E allora io replico: No, se di eccedenza vogliamo proprio parlare, allora quest’eccedenza di Gesù – che io inquadrerei nell’ordine della carità, piuttosto che in quello delle pretese di autorità, messianità o perfino divinità – è un’eccedenza ebraica, e siccome l’ebraismo è parte dell’umanità, e la sua componente etnica è sempre stata “aperta” e accompagnata da dimensioni universalistiche, allora è anche un’eccedenza universalmente umana, e - passando al piano teologico - l’eccedenza umana è, paolinamente, quella del Nuovo Adamo, del “secondo uomo” che “viene dal cielo” (1 Cor 15,47), integralmente restaurato nel suo essere ad immagine e somiglianza di Dio e portato al proprio compimento escatologico. Dopodiché, sappiamo anche - grazie al lungo processo di riflessione teologica innescato a partire dagli inni di Filippesi e Colossesi e dal prologo giovanneo - che questa eccedenza umana del Nuovo Adamo coincide con il Logos/Sapienza preesistente ed eterno che è immagine perfetta di Dio, e che è Dio, e tale coincidenza apre prospettive teologiche straordinarie sul legame profondissimo che intercorre tra antropologia e cristologia…

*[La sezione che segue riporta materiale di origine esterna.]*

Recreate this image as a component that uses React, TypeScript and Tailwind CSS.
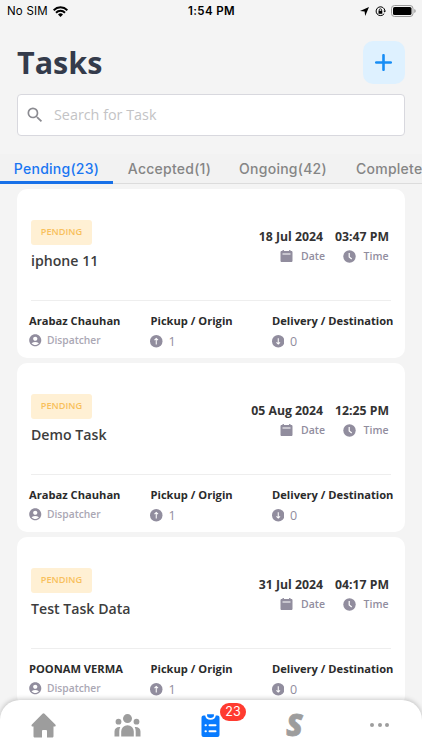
import React from 'react';
import { MdAccountCircle, MdSearch } from 'react-icons/md';

interface Task {
  title: string;
  date: string;
  time: string;
  dispatcher: string;
}

const tasks: Task[] = [
  { title: 'iphone 11', date: '18 Jul 2024', time: '03:47 PM', dispatcher: 'Arabaz Chauhan' },
  { title: 'Demo Task', date: '05 Aug 2024', time: '12:25 PM', dispatcher: 'Arabaz Chauhan' },
  { title: 'Test Task Data', date: '31 Jul 2024', time: '04:17 PM', dispatcher: 'POONAM VERMA' },
];

function StatusBar() {
  return (
    <div className="flex h-[22px] shrink-0 items-center pl-[7px] pr-[6px] font-['Inter',sans-serif] text-black">
      <div className="flex flex-1 items-center gap-[5px]">
        <span className="pt-px text-[11.5px] leading-none tracking-[0.2px]">No SIM</span>
        <svg className="h-[11px] w-[15px]" viewBox="0 0 15 11">
          <path d="M.6 4.2a9.8 9.8 0 0 1 13.8 0M3 6.7a6.4 6.4 0 0 1 9 0" fill="none" stroke="black" strokeWidth="2" />
          <path d="M5 8.5a3.6 3.6 0 0 1 5 0L7.5 11z" fill="black" />
        </svg>
      </div>
      <span className="pt-px text-[11.5px] font-semibold leading-none tracking-[0.4px]">1:54 PM</span>
      <div className="flex flex-1 items-center justify-end">
        <svg className="mr-[6px] h-[9px] w-[9px]" viewBox="0 0 9 9">
          <path d="M9 0 5.2 9 4.6 4.5 0 3.9z" fill="black" />
        </svg>
        <svg className="mr-[5px] h-[11px] w-[11px]" viewBox="0 0 11 11" fill="none" stroke="black">
          <path d="M9.2 7.6a4.4 4.4 0 1 1 .7-2.7" />
          <path d="M8.3 4.7h2.7L9.7 6.6z" fill="black" stroke="none" />
          <path d="M4.2 5V4a1.2 1.2 0 0 1 2.4 0v1" strokeWidth=".8" />
          <path d="M3.5 4.8h3.8v3H3.5z" fill="black" stroke="none" />
        </svg>
        <svg className="h-[12px] w-[25px]" viewBox="0 0 25 12">
          <rect x=".5" y=".5" width="21.5" height="11" rx="3" fill="none" stroke="#9b9b9b" />
          <rect x="2" y="2" width="18.5" height="8" rx="1.6" fill="black" />
          <path d="M23.4 4v4c1.6-.8 1.6-3.2 0-4z" fill="#8b8b8b" />
        </svg>
      </div>
    </div>
  );
}

function ArrowBadge({ down = false }: { down?: boolean }) {
  return (
    <svg className="-ml-[0.5px] h-[12.5px] w-[12.5px]" viewBox="0 0 12 12">
      <circle cx="6" cy="6" r="6" fill="#918d9e" />
      <path
        d={down ? 'M6 3v5.6M4.3 7 6 8.7 7.7 7' : 'M6 9V3.4M4.3 5 6 3.3 7.7 5'}
        fill="none"
        stroke="white"
        strokeWidth="1"
      />
    </svg>
  );
}

function TaskCard({ title, date, time, dispatcher }: Task) {
  return (
    <div className="h-[169px] shrink-0 rounded-[10px] bg-white pt-[30.5px]">
      <div className="flex h-[80px] justify-between pl-[14px] pr-[16px]">
        <div>
          <div className="flex h-[25px] w-[61px] items-center justify-center rounded-[3px] bg-[#fff0d4] text-[9.2px] font-semibold text-[#f8c05c]">
            PENDING
          </div>
          <div className="mt-[6.5px] text-[14.15px] font-semibold leading-[20px] text-[#3d3d3d]">{title}</div>
        </div>
        <div className="flex gap-[12px] pt-[8px] text-right">
          <div>
            <div className="text-[12.25px] font-bold leading-[17px] text-[#333333]">{date}</div>
            <div className="-mr-[2px] mt-[5px] flex h-[14px] items-center justify-end gap-[8px] text-[10.5px] font-semibold text-[#918d9e]">
              <svg className="h-[13px] w-[13px]" viewBox="0 0 13 13">
                <path d="M2.5 0h1.4v1h5.2V0h1.4v1h.7c.8 0 1.3.5 1.3 1.2v8.5c0 .7-.5 1.3-1.3 1.3H1.8C1 12 .5 11.4.5 10.7V2.2C.5 1.5 1 1 1.8 1h.7z" fill="#918d9e" />
                <path d="M2.5 4h8" stroke="white" />
              </svg>
              <span className="pt-px">Date</span>
            </div>
          </div>
          <div>
            <div className="text-[12.25px] font-bold leading-[17px] text-[#333333]">{time}</div>
            <div className="mr-[0.5px] mt-[5px] flex h-[14px] items-center justify-end gap-[8px] text-[10.5px] font-semibold text-[#918d9e]">
              <svg className="h-[13px] w-[13px]" viewBox="0 0 13 13">
                <circle cx="6.5" cy="6.5" r="6.2" fill="#918d9e" />
                <path d="M6.2 3v4l2.5 2" fill="none" stroke="white" strokeWidth="1.2" />
              </svg>
              <span className="pt-px">Time</span>
            </div>
          </div>
        </div>
      </div>
      <div className="mx-[14px] border-t border-[#eeeeee]" />
      <div className="flex pl-[12px] pt-[11.5px]">
        <div className="w-[121.5px]">
          <div className="whitespace-nowrap text-[11.15px] font-bold leading-[17px] text-[#2b2b2b]">{dispatcher}</div>
          <div className="mt-[3px] flex h-[16px] items-center gap-[4.5px] text-[10.25px] font-semibold text-[#aaa7b4]">
            <MdAccountCircle className="-ml-px h-[14.5px] w-[14.5px] text-[#918d9e]" />
            <span className="pt-px">Dispatcher</span>
          </div>
        </div>
        <div className="w-[121.5px]">
          <div className="whitespace-nowrap text-[11.15px] font-bold leading-[17px] text-[#2b2b2b]">Pickup / Origin</div>
          <div className="mt-[4.5px] flex h-[16px] items-center gap-[6px] text-[12.5px] text-[#918d9e]">
            <ArrowBadge />
            <span className="pt-px">1</span>
          </div>
        </div>
        <div>
          <div className="whitespace-nowrap text-[11.15px] font-bold leading-[17px] text-[#2b2b2b]">Delivery / Destination</div>
          <div className="mt-[4.5px] flex h-[16px] items-center gap-[6px] text-[12.5px] text-[#918d9e]">
            <ArrowBadge down />
            <span className="pt-px">0</span>
          </div>
        </div>
      </div>
    </div>
  );
}

function BottomNav() {
  return (
    <nav className="absolute inset-x-0 bottom-0 flex h-[50px] items-center rounded-t-[20px] bg-white shadow-[0_-1px_5px_rgba(0,0,0,0.22)]">
      <div className="flex w-[87px] justify-center">
        <svg className="h-[25px] w-[25px]" viewBox="0 0 25 25" fill="#9d9d9d">
          <path d="M11.5.7a1.5 1.5 0 0 1 2 0L24.3 11.5c.8.8.3 1.9-.7 1.9h-1.1V23c0 1-.6 1.500-1.5 1.500h-5V18a1 1 0 0 0-1-1h-3a1 1 0 0 0-1 1v6.500H4c-.9 0-1.5-.5-1.5-1.500v-9.600h-.9c-1 0-1.500-1.100-.7-1.900z" />
        </svg>
      </div>
      <div className="flex w-[81px] justify-center">
        <svg className="h-[23px] w-[27px]" viewBox="0 0 27 23" fill="#9d9d9d">
          <circle cx="13.5" cy="4.6" r="4.5" />
          <circle cx="4.5" cy="7.7" r="2.9" />
          <circle cx="22.5" cy="7.7" r="2.9" />
          <path d="M7.2 22.5v-5a6.300 6.300 0 0 1 12.600 0v5zM.5 22.500v-5c0-3.300 2.600-4.900 5.800-4.500a9 9 0 0 0-1 4.200v5.300zM26.500 22.500v-5c0-3.300-2.600-4.900-5.800-4.500a9 9 0 0 1 1 4.200v5.300z" />
        </svg>
      </div>
      <div className="relative flex w-[85px] justify-center">
        <svg className="h-[24px] w-[19px]" viewBox="0 0 19 24">
          <path d="M2.5 2.500h1.700c.3 2.700 2.200 4.300 5.300 4.300s5-1.600 5.300-4.300h1.700a2 2 0 0 1 2 2V22a2 2 0 0 1-2 2h-14a2 2 0 0 1-2-2V4.500a2 2 0 0 1 2-2z" fill="#087bff" />
          <path d="M6.100 1.200h6.800v1.300c0 1.600-1.200 2.400-3.400 2.400s-3.400-.8-3.400-2.400z" fill="#087bff" />
          <g stroke="white" strokeWidth="2" strokeLinecap="round">
            <path d="M4.500 12.200h.4M8.500 12.200h6M4.500 18.200h.4M8.500 18.200h6" />
          </g>
        </svg>
        <span className="absolute left-[52px] top-[-10px] flex h-[18px] w-[26px] items-center justify-center rounded-full bg-[#ff3b30] pt-px font-['Inter',sans-serif] text-[12.5px] text-white">
          23
        </span>
      </div>
      <div className="flex w-[83px] justify-center text-[30px] font-extrabold italic leading-none text-[#9d9d9d] [-webkit-text-stroke:0.8px_#9d9d9d]">S</div>
      <div className="flex flex-1 justify-center gap-[3.5px] pl-px">
        <span className="h-[4px] w-[4px] rounded-full bg-[#9d9d9d]" />
        <span className="h-[4px] w-[4px] rounded-full bg-[#9d9d9d]" />
        <span className="h-[4px] w-[4px] rounded-full bg-[#9d9d9d]" />
      </div>
    </nav>
  );
}

export default function App() {
  return (
    <div className="relative flex h-[750px] w-[422px] flex-col overflow-hidden bg-[#f4f4f4] font-['Open_Sans',sans-serif]">
      <StatusBar />
      <header className="flex h-[72px] shrink-0 items-center justify-between px-[17px] pt-[8px]">
        <h1 className="text-[30.5px] font-bold leading-none text-[#343b4b]">Tasks</h1>
        <button className="flex h-[43px] w-[42.5px] items-center justify-center rounded-[10px] bg-[#def1ff]">
          <svg className="h-[17px] w-[17px]" viewBox="0 0 17 17">
            <path d="M8.5 1.2v14.6M1.2 8.5h14.6" stroke="#178df5" strokeWidth="2.6" strokeLinecap="round" />
          </svg>
        </button>
      </header>
      <div className="mx-[17px] flex h-[42px] shrink-0 items-center gap-[9px] rounded-[4px] border border-[#d8d8de] bg-white pl-[7px] text-[14.35px] text-[#c3c3c5]">
        <MdSearch className="h-[20px] w-[20px] text-[#8b8b91]" />
        Search for Task
      </div>
      <div className="mt-[18px] flex h-[30px] shrink-0 whitespace-nowrap border-b border-[#dcdcdc] bg-[#f2f2f2] font-['Inter',sans-serif] text-[14px] font-medium leading-[29px] tracking-[0.25px] text-[#858585]">
        <span className="h-[30px] w-[113px] shrink-0 border-b-[3px] border-[#1871e8] text-center text-[#1976f2]">Pending(23)</span>
        <span className="w-[113px] shrink-0 text-center">Accepted(1)</span>
        <span className="w-[114px] shrink-0 text-center">Ongoing(42)</span>
        <span className="shrink-0 pl-[16px]">Complete</span>
      </div>
      <main className="flex flex-col gap-[5px] px-[17px] pt-[5px]">
        {tasks.map((task) => (
          <TaskCard key={task.title} {...task} />
        ))}
      </main>
      <BottomNav />
    </div>
  );
}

Ma io sono convinto che, come cristiani, siamo tenuti a riconoscere e rispettare l’ordine diacronico della rivelazione: che l’eccedenza gesuana sia quella del Figlio eterno di Dio (e anche del Nuovo Adamo) lo si è capito, per rivelazione, solo a partire dalla risurrezione (e ci è comunque voluto diverso tempo). Prima di allora nessuno al mondo avrebbe potuto sospettare nulla del genere (e nemmeno Gesù l’ha fatto). Rispetto al Gesù storico pre-pasquale, quindi, si deve parlare di un’eccedenza umana (io direi nella carità) che è tale precisamente nella sua ebraicità, e non nonostante o al di là di essa.
(*) Anche la diffusa simpatia extra-accademica di cui gode la tesi secondo cui Gesù sarebbe da collocarsi nell’ambito del giudaismo esseno (avvallata addirittura da Ratzinger) ha a che fare con questo desiderio di un Gesù Jewish… but not that Jewish, nella misura in cui l’essenismo viene immaginato (contro la realtà storica) come un movimento radicalmente settario e para-monastico completamente alienato dal resto dal giudaismo devoto al Tempio, ed estraneo altresì alle nascenti sinagoghe – insomma un giudaismo non-giudaico, incontaminato dalle istituzioni contro cui si pensa che Gesù fosse in conflitto (glissando con nonchalance sulla cristianamente poco appetibile centralità della Tôrâ mosaica tra gli esseni), e già separato e orientato sulla traiettoria centrifuga che porterà alla nascita del cristianesimo.